Here is education innovator and consultant Tony Wagner’s take on the issue. In his book The Global Achievement Gap, he recalls the answer to his question on “what qualities he most wants in a potential new employee”:
First and foremost, I look for someone who asks good questions… Our business is changing, and so the skills our engineers need change rapidly, as well. We can teach them the technical stuff. But for employees to solve problems or to learn new things, they have to know what questions to ask. And we can’t teach them how to ask good questions—how to think. The ability to ask the right questions is the single most important skill.

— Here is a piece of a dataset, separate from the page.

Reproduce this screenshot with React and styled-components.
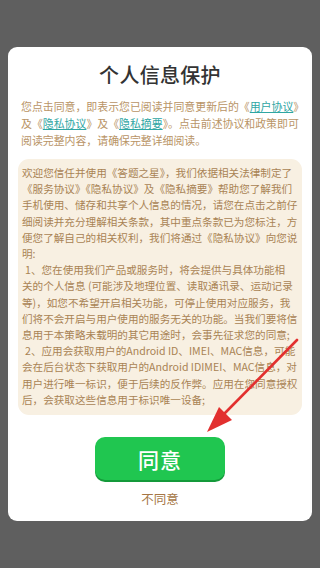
import React from "react";
import styled, { createGlobalStyle } from "styled-components";

const Global = createGlobalStyle`
  html, body { margin: 0; padding: 0; background: #5f5f5f; }
  body { font-family: "Noto Sans CJK SC", "Noto Sans", sans-serif; }
`;

const Page = styled.div`
  width: 320px;
  height: 568px;
  display: flex;
  align-items: center;
  justify-content: center;
  background: #5f5f5f;
`;

const Dialog = styled.div`
  position: relative;
  width: 304px;
  box-sizing: border-box;
  background: #ffffff;
  border-radius: 9px;
  padding: 14px 10px 13px;
  display: flex;
  flex-direction: column;
  align-items: center;
`;

const Title = styled.h1`
  margin: 0;
  font-size: 20px;
  line-height: 28px;
  font-weight: 500;
  color: #333333;
  letter-spacing: 0.3px;
`;

const Intro = styled.div`
  align-self: stretch;
  margin: 9.5px 0 0;
  padding: 0 3px;
`;

const IntroLine = styled.div`
  font-size: 10.9px;
  line-height: 17px;
  color: #b99466;
  white-space: nowrap;
`;

const Link = styled.span`
  color: #2fa6a3;
  text-decoration: underline;
  text-underline-offset: 1px;
`;

const Terms = styled.div`
  align-self: stretch;
  margin-top: 9.5px;
  background: #f8f0e2;
  border-radius: 11px;
  padding: 6px 4px 7px;
`;

const Line = styled.div`
  font-size: 10.6px;
  line-height: 16.2px;
  color: #a98354;
  white-space: nowrap;
  padding-left: ${(p) => (p.$indent ? "3px" : "0")};
`;

const AgreeButton = styled.button`
  margin-top: 22px;
  width: 130px;
  height: 43px;
  border: none;
  border-radius: 10px;
  background: #20c650;
  box-shadow: 0 2px 0 #149a3a;
  color: #ffffff;
  font-family: "Noto Sans CJK SC", sans-serif;
  font-size: 21px;
  font-weight: 500;
  letter-spacing: 1px;
  display: flex;
  align-items: center;
  justify-content: center;
  padding: 0;
`;

const Decline = styled.div`
  margin-top: 10px;
  font-size: 12.5px;
  line-height: 18px;
  color: #a57645;
`;

const Arrow = styled.svg`
  position: absolute;
  left: 0;
  top: 0;
  width: 304px;
  height: 472px;
  pointer-events: none;
`;

const lines = [
  { t: "欢迎您信任并使用《答题之星》，我们依据相关法律制定了" },
  { t: "《服务协议》《隐私协议》及《隐私摘要》帮助您了解我们" },
  { t: "手机使用、储存和共享个人信息的情况，请您在点击之前仔" },
  { t: "细阅读并充分理解相关条款，其中重点条款已为您标注，方" },
  { t: "便您了解自己的相关权利，我们将通过《隐私协议》向您说" },
  { t: "明:" },
  { t: "1、您在使用我们产品或服务时，将会提供与具体功能相", indent: true },
  { t: "关的个人信息 (可能涉及地理位置、读取通讯录、运动记录" },
  { t: "等)，如您不希望开启相关功能，可停止使用对应服务，我" },
  { t: "们将不会开启与用户使用的服务无关的功能。当我们要将信" },
  { t: "息用于本策略未载明的其它用途时，会事先征求您的同意;" },
  { t: "2、应用会获取用户的Android ID、IMEI、MAC信息，可能", indent: true },
  { t: "会在后台状态下获取用户的Android IDIMEI、MAC信息，对" },
  { t: "用户进行唯一标识，便于后续的反作弊。应用在您同意授权" },
  { t: "后，会获取这些信息用于标识唯一设备;" },
];

export default function App() {
  return (
    <>
      <Global />
      <Page>
        <Dialog>
          <Title>个人信息保护</Title>
          <Intro>
            <IntroLine>
              您点击同意，即表示您已阅读并同意更新后的《<Link>用户协议</Link>》
            </IntroLine>
            <IntroLine>
              及《<Link>隐私协议</Link>》及《<Link>隐私摘要</Link>》。点击前述协议和政策即可
            </IntroLine>
            <IntroLine>阅读完整内容，请确保完整详细阅读。</IntroLine>
          </Intro>
          <Terms>
            {lines.map((l, i) => (
              <Line key={i} $indent={l.indent}>
                {l.t}
              </Line>
            ))}
          </Terms>
          <AgreeButton>同意</AgreeButton>
          <Decline>不同意</Decline>
          <Arrow viewBox="0 0 304 472">
            <line x1="289" y1="293" x2="216" y2="367" stroke="#e2302f" strokeWidth="2.6" strokeLinecap="round" />
            <polygon points="199,385 224,373 211,360" fill="#e2302f" />
          </Arrow>
        </Dialog>
      </Page>
    </>
  );
}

Education in the Philippines has plenty of catching up to do when it comes to improving the questioning skills of the students. To accomplish that, however, requires a massive shift in cultural priorities. We can start asking a few questions, and you can add more of yours (now here is a chance to practice those questioning skills): Would teachers be willing to give up some of their authoritarianism in a possibly risky exchange for more discussion in class? Will students get used to that setup? In a culture used to having parents who reward children getting grades over the roof, how can we explain the real significance of those grades? How can we ensure that students don’t leave our classrooms with stuff they may have forgotten before exiting the door? Does God exist, and how do we treat those who believe otherwise?